Sent off as an odds-on favorite, Most Wanted (4-5) paid $3.60 to win, $2.10 to place and $2.10 to show. E J Won the Cup (2-1) was only a head in front of third-place finisher Indispensable (7-1). The rest of the order of finish was Dimatic (9-2) fourth, Flat Hanby (24-1) fifth and Mena (55-1) sixth. Canada Gate and Society Man were pre-race scratches.
Most Wanted set virtually all the interior fractions with Dimatic in the early going, taking turns bobbing heads past the poles. They established early fractions of 23.60, 47.48, 1:11.30 and 1:36.47 at the mile.
The winner is beginning to look a lot like his sire Candy Ride, who was undefeated and retired at 6-for-6 in his career, including group wins in San Isidro in South America and two graded stakes in North America. Candy Ride ended his career with a trip to the winner’s circle in the Pacific Classic (G1) at Del Mar.
The victory for Cox and Géroux gave them training and riding doubles Sunday as they also won the $200,000 Remington Park Oaks with Alpine Princess in the race right before the Oklahoma Derby.

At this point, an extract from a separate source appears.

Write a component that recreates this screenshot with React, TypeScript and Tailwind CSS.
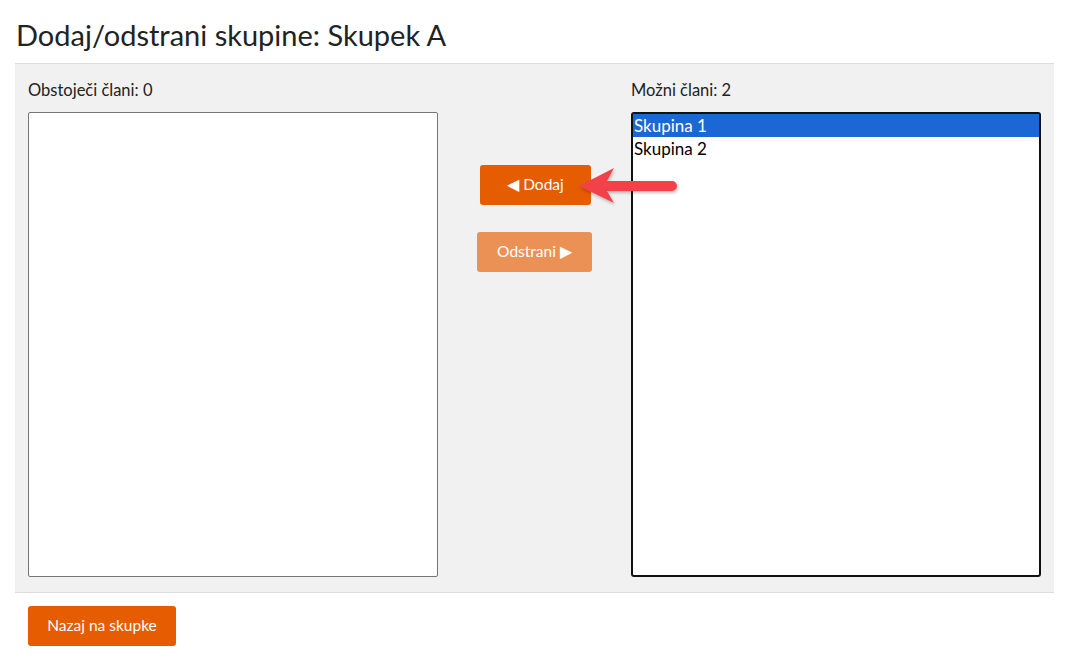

The win moved Cox out of a tie with Oklahoma racing hall of famer Donnie Von Hemel for most wins in the Derby. Cox, currently third in the country in the trainers standings by money earned, had won the Oklahoma Derby three years in a row from 2019 to 2021 with Owendale, Shared Sense and Warrant. Von Hemel won with Clever Trevor and Queen’s Gray Bee in 1989 and 1991, back when the race was called the Remington Park Derby and was held in the spring. Von Hemel’s last trip to the winner’s circle in this race came in 2007 with Going Ballistic after the race’s name was changed to the Oklahoma Derby and switched to the fall.